— Start Data to use —

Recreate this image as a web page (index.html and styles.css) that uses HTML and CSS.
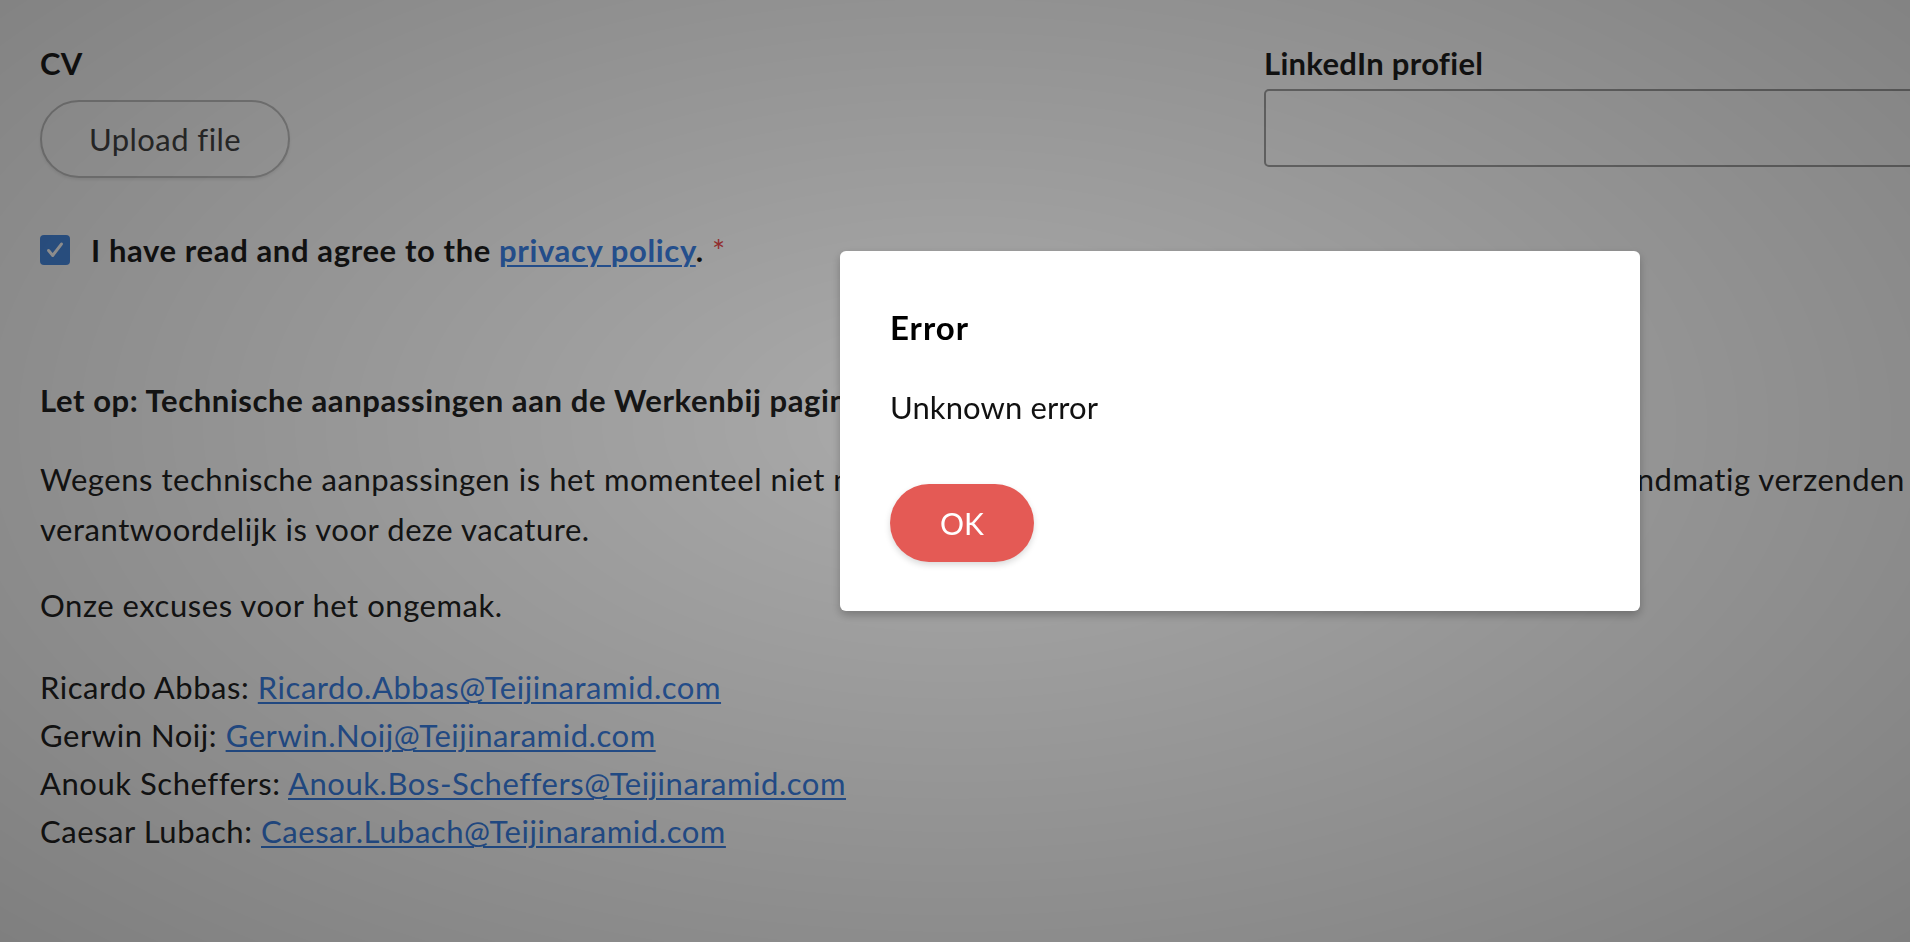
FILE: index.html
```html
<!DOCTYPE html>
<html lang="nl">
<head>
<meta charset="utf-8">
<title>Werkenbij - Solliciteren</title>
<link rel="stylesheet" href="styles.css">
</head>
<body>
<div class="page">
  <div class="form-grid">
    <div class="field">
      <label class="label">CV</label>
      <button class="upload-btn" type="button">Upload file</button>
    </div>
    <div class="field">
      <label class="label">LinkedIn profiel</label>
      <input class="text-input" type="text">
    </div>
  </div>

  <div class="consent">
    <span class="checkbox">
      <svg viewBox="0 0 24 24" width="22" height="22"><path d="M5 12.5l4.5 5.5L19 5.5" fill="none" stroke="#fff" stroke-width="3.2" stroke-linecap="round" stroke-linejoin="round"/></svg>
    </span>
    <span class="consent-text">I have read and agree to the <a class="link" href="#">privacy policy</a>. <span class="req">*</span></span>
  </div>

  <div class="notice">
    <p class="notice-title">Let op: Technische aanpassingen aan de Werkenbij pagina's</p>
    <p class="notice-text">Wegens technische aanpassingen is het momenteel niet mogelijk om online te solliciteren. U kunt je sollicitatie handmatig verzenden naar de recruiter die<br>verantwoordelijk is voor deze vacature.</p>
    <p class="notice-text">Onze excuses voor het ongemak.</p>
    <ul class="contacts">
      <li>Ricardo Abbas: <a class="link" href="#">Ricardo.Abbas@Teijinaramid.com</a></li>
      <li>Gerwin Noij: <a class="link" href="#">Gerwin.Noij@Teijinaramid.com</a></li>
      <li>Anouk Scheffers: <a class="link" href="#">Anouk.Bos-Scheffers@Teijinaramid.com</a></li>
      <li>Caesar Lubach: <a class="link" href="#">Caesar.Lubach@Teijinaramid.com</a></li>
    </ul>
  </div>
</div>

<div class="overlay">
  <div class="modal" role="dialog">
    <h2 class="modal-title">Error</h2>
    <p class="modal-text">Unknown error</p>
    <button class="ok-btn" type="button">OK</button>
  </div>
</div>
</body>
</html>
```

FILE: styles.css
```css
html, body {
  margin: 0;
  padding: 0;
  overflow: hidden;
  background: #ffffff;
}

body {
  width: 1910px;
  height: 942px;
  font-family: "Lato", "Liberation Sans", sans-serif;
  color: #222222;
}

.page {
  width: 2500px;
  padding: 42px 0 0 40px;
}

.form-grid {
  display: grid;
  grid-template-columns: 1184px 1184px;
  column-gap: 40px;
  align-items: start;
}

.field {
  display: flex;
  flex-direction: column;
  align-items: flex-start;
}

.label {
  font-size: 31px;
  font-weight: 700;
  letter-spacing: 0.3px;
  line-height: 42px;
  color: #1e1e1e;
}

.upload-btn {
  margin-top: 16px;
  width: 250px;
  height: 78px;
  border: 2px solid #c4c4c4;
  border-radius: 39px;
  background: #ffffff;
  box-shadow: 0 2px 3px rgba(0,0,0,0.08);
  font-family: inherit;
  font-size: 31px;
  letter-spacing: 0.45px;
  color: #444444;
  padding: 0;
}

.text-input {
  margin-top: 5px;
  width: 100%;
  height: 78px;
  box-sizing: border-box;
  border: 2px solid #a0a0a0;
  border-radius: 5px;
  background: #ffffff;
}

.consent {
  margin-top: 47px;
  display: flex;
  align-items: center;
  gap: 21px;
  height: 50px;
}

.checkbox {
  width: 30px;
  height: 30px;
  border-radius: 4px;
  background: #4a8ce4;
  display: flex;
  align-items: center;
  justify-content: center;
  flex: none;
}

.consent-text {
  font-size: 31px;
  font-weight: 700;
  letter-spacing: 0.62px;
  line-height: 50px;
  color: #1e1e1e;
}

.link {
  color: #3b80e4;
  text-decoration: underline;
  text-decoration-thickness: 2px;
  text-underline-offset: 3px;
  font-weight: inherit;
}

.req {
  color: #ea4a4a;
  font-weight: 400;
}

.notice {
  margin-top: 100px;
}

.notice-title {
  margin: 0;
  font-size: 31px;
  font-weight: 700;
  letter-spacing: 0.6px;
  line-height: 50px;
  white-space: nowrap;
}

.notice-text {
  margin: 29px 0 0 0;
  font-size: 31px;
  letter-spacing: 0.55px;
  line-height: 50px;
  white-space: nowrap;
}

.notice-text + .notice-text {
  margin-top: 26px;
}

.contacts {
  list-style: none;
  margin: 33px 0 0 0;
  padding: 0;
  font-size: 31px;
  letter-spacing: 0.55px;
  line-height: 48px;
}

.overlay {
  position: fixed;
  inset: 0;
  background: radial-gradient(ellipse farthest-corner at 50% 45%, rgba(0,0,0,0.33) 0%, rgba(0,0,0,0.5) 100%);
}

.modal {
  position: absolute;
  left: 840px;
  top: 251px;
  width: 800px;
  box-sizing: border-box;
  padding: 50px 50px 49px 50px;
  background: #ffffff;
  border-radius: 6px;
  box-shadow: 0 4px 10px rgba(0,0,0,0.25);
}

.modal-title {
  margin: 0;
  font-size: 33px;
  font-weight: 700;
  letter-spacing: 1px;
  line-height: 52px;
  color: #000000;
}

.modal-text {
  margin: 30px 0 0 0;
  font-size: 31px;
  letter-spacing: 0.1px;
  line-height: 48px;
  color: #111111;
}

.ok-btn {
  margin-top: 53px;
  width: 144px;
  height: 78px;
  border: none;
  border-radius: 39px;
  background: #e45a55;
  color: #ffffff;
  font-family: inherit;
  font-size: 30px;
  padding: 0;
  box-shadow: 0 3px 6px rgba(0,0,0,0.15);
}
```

— End Data to use —
— Start Data to use —

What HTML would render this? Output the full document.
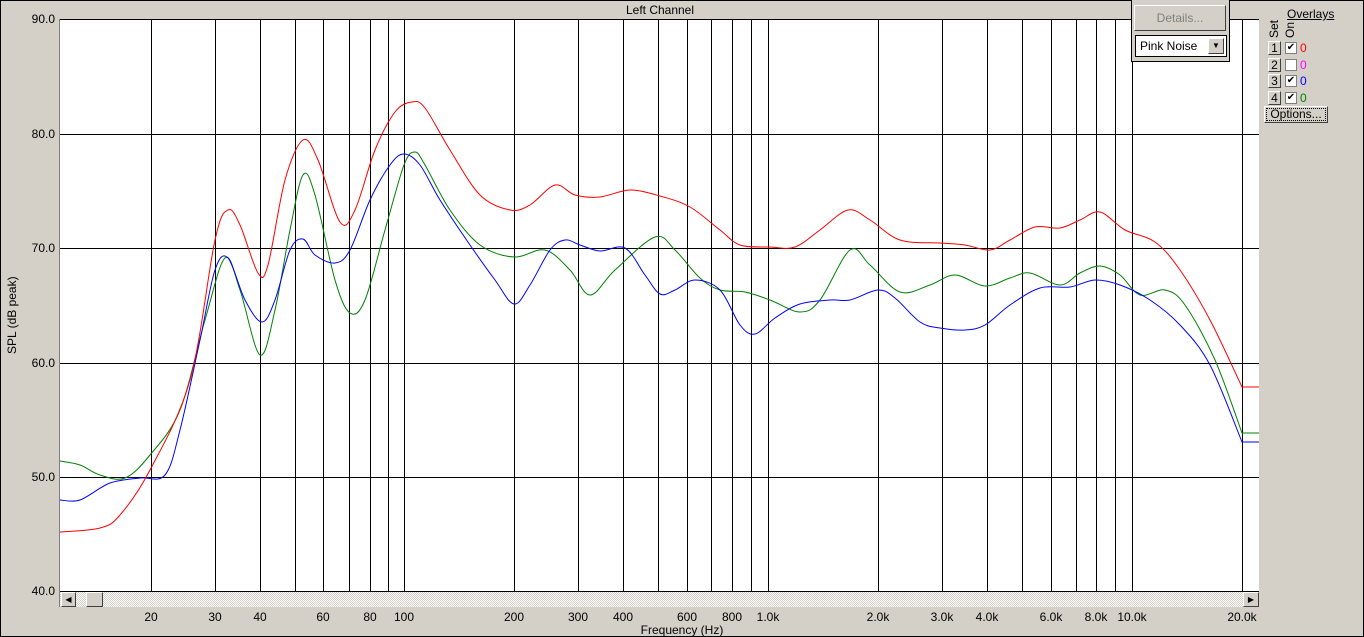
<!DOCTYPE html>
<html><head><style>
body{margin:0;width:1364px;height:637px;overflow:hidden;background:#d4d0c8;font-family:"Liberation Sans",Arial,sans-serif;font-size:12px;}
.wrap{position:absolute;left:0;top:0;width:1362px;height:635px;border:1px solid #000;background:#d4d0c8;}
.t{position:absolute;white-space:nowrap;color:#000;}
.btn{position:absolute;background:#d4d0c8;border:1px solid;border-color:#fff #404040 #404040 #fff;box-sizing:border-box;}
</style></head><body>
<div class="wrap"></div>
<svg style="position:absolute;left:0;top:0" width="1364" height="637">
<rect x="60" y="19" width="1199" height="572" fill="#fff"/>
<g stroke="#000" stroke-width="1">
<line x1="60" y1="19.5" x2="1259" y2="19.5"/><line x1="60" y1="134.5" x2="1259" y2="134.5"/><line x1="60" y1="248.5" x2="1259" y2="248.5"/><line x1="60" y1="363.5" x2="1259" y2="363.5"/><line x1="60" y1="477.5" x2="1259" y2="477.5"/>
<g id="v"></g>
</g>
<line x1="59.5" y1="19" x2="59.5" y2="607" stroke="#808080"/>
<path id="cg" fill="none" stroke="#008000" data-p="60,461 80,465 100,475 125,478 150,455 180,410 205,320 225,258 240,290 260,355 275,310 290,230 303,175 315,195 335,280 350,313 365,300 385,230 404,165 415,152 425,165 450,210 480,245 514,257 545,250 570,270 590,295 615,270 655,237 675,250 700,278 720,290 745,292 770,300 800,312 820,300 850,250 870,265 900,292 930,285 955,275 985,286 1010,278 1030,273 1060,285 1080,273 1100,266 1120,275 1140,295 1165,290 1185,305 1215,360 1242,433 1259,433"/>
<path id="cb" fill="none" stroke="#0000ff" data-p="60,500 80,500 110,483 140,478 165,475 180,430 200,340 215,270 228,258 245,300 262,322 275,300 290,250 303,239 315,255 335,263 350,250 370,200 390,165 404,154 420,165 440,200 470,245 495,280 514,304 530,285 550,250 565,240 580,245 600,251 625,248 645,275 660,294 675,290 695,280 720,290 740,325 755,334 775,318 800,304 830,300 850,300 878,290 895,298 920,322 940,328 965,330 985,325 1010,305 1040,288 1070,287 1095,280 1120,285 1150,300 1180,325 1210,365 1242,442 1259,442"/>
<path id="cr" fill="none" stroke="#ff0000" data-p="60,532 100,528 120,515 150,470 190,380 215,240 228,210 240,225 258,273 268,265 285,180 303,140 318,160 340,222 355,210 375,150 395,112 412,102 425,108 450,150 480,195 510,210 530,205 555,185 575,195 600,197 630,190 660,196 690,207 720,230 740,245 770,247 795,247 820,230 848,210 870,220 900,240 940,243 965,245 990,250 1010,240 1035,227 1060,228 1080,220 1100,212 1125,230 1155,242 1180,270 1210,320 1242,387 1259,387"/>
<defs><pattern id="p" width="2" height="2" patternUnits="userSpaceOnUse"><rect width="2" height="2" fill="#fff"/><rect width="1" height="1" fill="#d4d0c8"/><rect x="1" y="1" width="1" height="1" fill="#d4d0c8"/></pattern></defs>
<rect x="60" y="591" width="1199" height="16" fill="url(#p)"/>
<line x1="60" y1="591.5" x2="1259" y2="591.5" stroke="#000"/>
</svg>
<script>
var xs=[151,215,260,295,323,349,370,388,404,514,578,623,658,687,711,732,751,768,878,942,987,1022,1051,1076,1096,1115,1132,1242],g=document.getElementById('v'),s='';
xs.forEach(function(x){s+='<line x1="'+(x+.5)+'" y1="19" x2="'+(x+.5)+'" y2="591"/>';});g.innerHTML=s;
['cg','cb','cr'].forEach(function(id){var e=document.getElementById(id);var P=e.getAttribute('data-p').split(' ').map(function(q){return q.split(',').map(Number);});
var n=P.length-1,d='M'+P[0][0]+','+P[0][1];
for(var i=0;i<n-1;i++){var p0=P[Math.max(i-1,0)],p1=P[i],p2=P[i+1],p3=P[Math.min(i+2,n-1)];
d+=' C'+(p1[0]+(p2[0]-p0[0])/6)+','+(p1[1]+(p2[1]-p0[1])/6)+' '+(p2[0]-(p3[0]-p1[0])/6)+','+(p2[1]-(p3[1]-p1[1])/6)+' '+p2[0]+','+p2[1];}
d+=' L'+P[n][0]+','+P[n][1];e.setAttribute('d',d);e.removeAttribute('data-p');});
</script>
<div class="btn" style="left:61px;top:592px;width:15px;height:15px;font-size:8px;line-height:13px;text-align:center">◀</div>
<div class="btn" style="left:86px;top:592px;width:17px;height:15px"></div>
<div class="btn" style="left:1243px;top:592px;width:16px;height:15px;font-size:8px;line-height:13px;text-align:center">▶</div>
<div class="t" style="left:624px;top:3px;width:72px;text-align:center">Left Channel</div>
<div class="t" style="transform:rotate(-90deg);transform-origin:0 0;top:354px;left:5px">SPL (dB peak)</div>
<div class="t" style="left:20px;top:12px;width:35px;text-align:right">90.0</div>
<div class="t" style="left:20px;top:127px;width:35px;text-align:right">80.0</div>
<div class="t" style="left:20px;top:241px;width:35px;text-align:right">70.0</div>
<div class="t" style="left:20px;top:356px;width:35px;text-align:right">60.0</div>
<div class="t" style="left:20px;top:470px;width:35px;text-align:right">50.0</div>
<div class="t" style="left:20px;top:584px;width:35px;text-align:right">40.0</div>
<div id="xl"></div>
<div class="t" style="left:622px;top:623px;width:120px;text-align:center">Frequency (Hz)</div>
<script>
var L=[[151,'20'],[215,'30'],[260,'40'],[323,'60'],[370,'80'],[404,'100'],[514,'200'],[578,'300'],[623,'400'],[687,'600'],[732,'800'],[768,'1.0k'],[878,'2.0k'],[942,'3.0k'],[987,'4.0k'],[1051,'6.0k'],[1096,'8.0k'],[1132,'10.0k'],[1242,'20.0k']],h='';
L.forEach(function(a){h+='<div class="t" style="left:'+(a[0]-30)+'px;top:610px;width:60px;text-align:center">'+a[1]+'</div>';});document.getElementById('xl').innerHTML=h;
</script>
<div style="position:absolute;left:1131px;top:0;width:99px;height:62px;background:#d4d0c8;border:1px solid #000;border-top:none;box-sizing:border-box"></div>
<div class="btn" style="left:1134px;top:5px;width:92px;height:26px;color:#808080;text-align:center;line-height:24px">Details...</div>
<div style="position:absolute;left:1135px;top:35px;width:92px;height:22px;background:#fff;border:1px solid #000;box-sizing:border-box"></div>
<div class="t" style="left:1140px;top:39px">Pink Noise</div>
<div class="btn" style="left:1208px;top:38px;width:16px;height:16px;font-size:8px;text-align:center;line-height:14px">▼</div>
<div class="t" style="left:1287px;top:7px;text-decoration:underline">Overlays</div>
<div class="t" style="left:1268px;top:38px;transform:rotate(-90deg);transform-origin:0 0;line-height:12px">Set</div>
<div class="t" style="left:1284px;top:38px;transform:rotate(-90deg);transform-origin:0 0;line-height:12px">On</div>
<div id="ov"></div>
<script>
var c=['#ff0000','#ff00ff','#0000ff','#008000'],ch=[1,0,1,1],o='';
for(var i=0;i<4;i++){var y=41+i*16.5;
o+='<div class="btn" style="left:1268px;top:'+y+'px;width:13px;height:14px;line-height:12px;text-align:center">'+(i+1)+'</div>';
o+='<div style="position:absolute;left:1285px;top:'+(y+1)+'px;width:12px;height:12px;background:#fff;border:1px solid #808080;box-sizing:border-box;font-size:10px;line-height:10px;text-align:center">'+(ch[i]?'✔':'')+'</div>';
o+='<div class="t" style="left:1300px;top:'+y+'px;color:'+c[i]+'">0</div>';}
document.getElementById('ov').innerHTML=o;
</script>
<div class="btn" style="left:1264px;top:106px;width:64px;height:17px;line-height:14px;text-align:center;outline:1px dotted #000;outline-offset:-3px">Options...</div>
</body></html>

— End Data to use —

In the records above, locate each line with the word "this". Copy all such lines.

Recreate this image as a web page (index.html and styles.css) that uses HTML and CSS.
What HTML would render this? Output the full document.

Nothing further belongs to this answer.